The Sun City Home Owners Association Board of Directors committed to file an appeal of the June 13 decision that will mean a doubling of Sun Cities’ residential sewer bills. The appeal is expected to be filed later this summer if there is sufficient financial support to do so, according to Greg Eisert, SCHOA board member and Governmental Affairs Committee chairman.

“SCHOA does not have the finances to fund this alone,” he said. “We need a real community effort.”

SCHOA officials called for residents to donate to a legal fund. Mr. Eisert initially estimated it could cost $60,000 for the appeal.

Carole Studdard, SCHOA executive director, said about 25 percent of that amount was collected through June’s end, but more is needed.

“An attorney has been hired and the appeal process has begun based on the support of Sun City residents,” she stated in a press release. “Funds are needed and will continue to be for months to come.”

SCHOA officials hope to raise the initial estimate of $60,000 by July’s end. Donations can be made at the Schoa office, 10401 W. Coggins Drive, Sun City, or mailed there (ZIP code 85351).

Carole Studdard

“Recognizing at this time of the year about 30 percent of the community isn’t in Sun City, email blasts continue to keep neighbors who are away informed and they, too, are responding to the appeal,” Ms. Studdard stated.

She added SCHOA officials hope to have the ability to make donations on the SCHOA website, www.suncityhoa.org, by mid-July.

Recreation Centers of Sun City officials, while not able to financially contribute to the fund because of limitations in its governing documents, committed to helping SCHOA officials spread the word. Because it is a voluntary membership agency, SCHOA’s address list is smaller than RCSC’s.

Jan Ek, RCSC general manager, affirmed in the board’s June 29 meeting that RCSC will see an impact on the increased rates that will result from the consolidation.

“It will be a lesser impact, but we will feel it as well,” she said.

Residents could also see an additional impact if the RCSC board decides the commercial wastewater rate increase is such that it requires an annual property assessment increase at year’s end.
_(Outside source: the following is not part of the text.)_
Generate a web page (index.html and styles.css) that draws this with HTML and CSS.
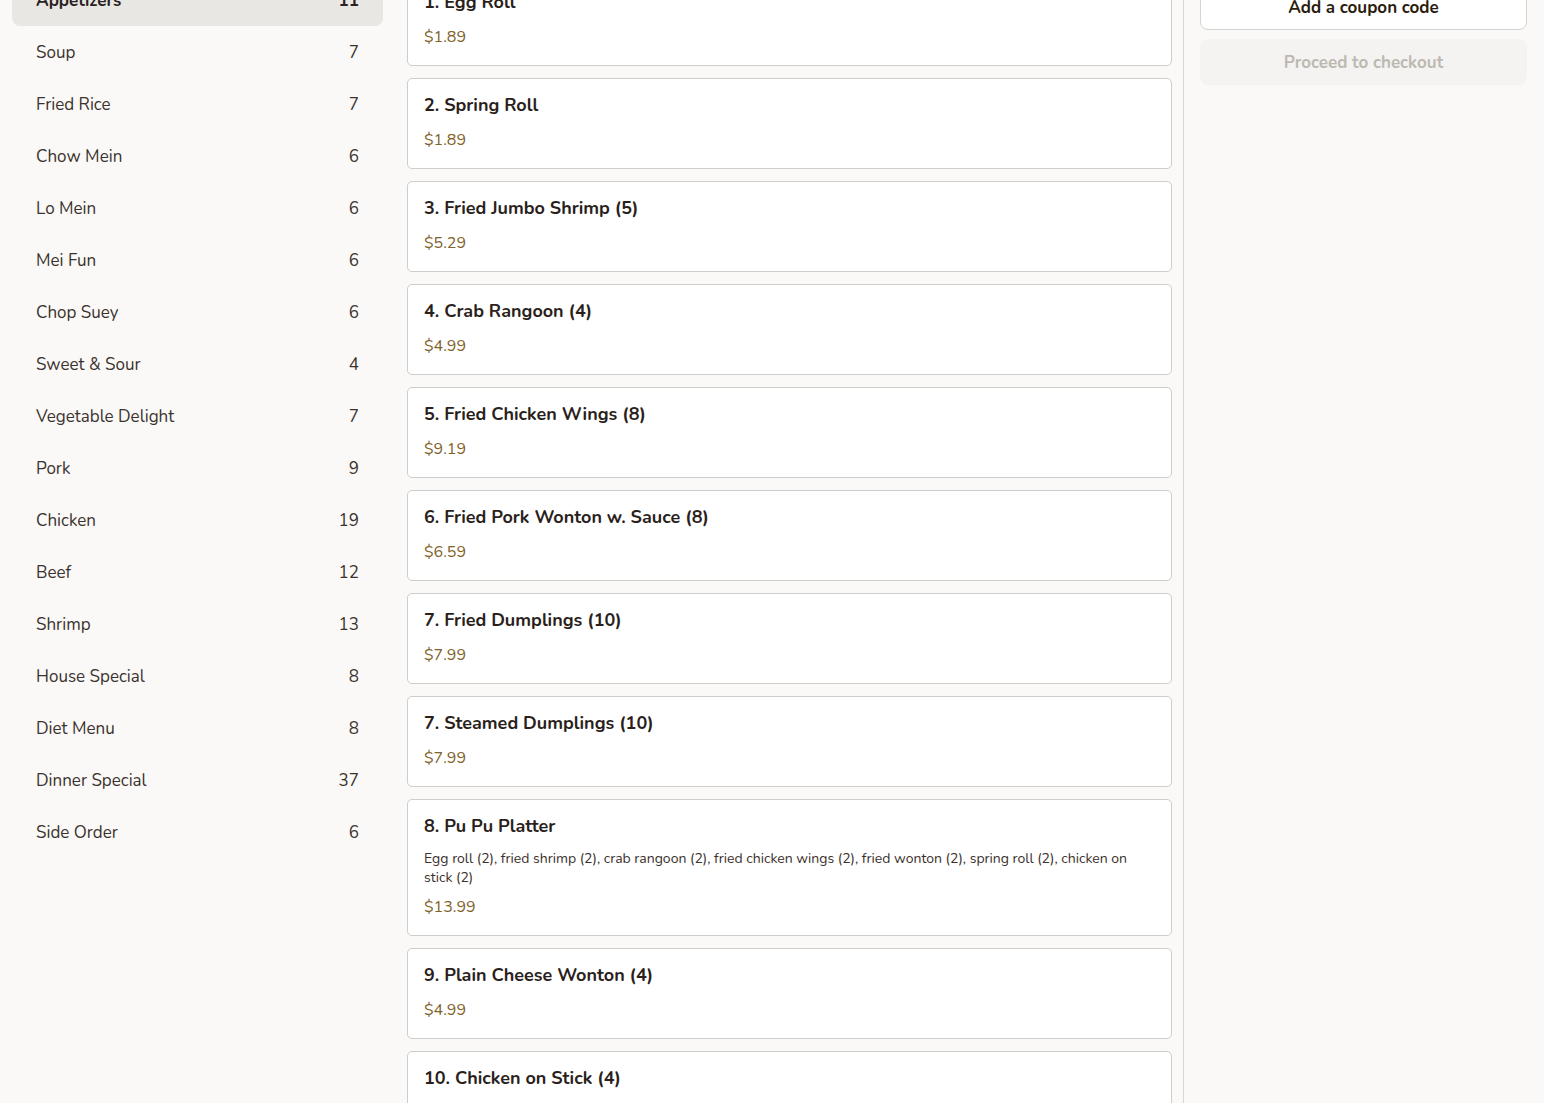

Sun City residents will see about an 80 percent increase in wastewater rates as a result of the consolidation. Sun City West residents will see about a 30 percent increase. In comparison, residents in the other three districts — Agua Fria, Anthem and Mohave — will see a decrease in their rates.

Some Corte Bella residents, served by the Agua Fria district, believe consolidation and the resulting shift in rates, is justified because their higher rates have been subsidizing the Sun Cities for years, based on all Northwest Valley districts using the same treatment plant.

Greg Eisert

However, Mr. Eisert said the major reason Sun Cities residents have been paying lower rates is because the Sun Cities wastewater infrastructure was paid off by the developer — Del Webb Corp. — while residents in the other districts are still paying for their infrastructure as part of their rate.

ACC commissioners, with Bob Burns dissenting, voted for consolidation despite overwhelming opposition from Sun Cities residents. During the past four years, SCHOA has sponsored town hall meetings, invited the ACC commissioners to attend an open meeting in Sun City to listen to residents first hand, offered educational workshops informing residents the importance of signing petitions, writing letters, and encouraging and educating community members about the impact of consolidation. SCHOA has been assisted by RCSC and the Retirement Community Association of Sun City. In January, those three agencies sponsored buses to assist residents in going to the ACC public hearing. Six buses were filled and residents expressed their concerns regarding consolidation and the serious impact this could have on them.

EPCOR officials are now expected to file a rate request to consolidate its five Northwest Valley water districts.
“That would mean even higher rate increases for Sun Cities residents than the wastewater consolidation,” Mr. Eisert.